As pirâmides de Nuri, por exemplo, abrigam o túmulo de Taharqa, a maior pirâmide construída na Núbia. Em El-Kurru, os arqueólogos encontraram os túmulos de Piye e de seus amados cavalos, enterrados com honras reais, uma prática núbia que demonstra sua identidade cultural distinta. Essas descobertas não apenas preenchem uma lacuna em nosso conhecimento do Egito Antigo; elas nos forçam a reconhecer a existência de uma poderosa civilização africana que foi, por um tempo, a senhora do Nilo. A arqueologia, que um dia foi usada para perpetuar uma mentira, tornou-se a ferramenta para revelar a verdade.

Considerações Finais

A história dos Faraós Negros da 25ª Dinastia é muito mais do que uma simples curiosidade histórica. É um poderoso lembrete de que a história, como a conhecemos, é muitas vezes uma narrativa seletiva, escrita pelos vencedores ou moldada pelos preconceitos de épocas posteriores. A redescoberta do Reino de Kush e de seus reis que salvaram o Egito nos mostra a importância de questionar constantemente o que consideramos como fatos estabelecidos.
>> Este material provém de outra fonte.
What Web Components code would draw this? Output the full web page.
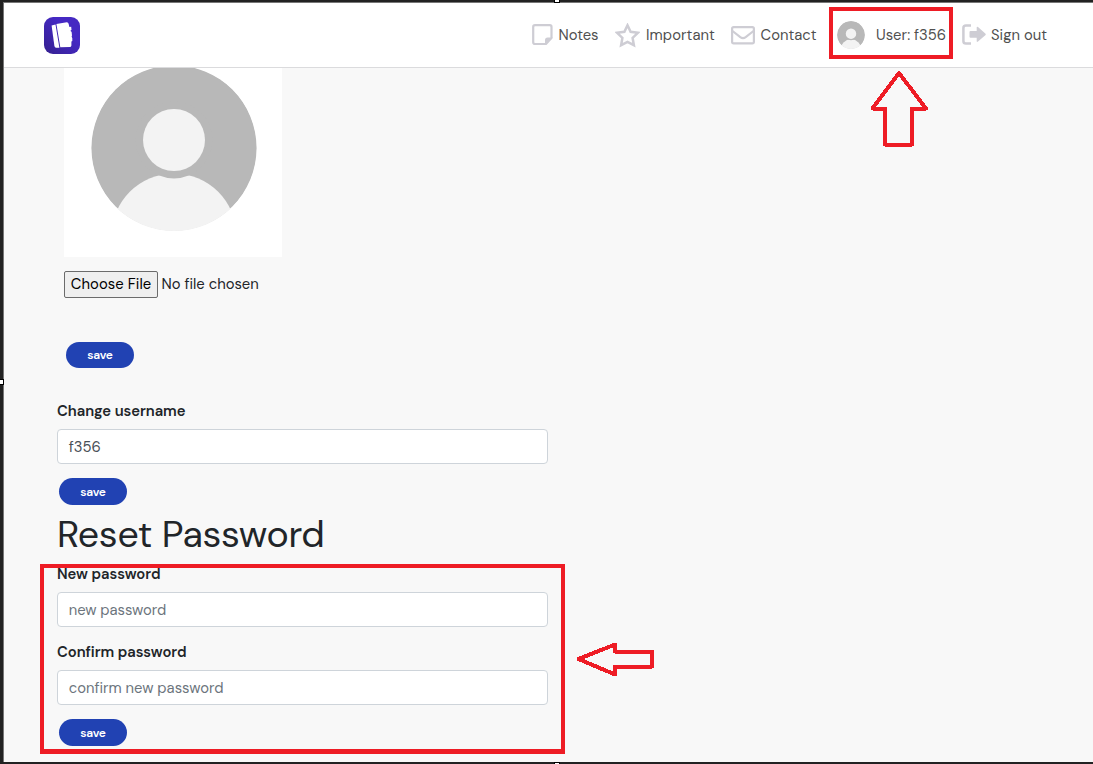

Ela revela uma África antiga que não era isolada ou atrasada, mas um continente de impérios poderosos, interconectados e culturalmente ricos, que tiveram um papel central no palco da história mundial.

Conhecer Piye, Taharqa e seus sucessores é corrigir um erro de longa data, devolvendo a honra e o reconhecimento a uma linhagem de líderes notáveis. É entender que a identidade e a raça no mundo antigo eram conceitos muito diferentes dos de hoje, e que a grandeza não tinha cor de pele. Esta história nos inspira a procurar por outras narrativas que foram silenciadas, tanto na África quanto em outras partes do mundo. Ao compartilhar essa saga, ajudamos a garantir que a verdade, uma vez desenterrada, nunca mais seja enterrada. A história dos Faraós Negros merece seu lugar de destaque no grande panteão da história humana.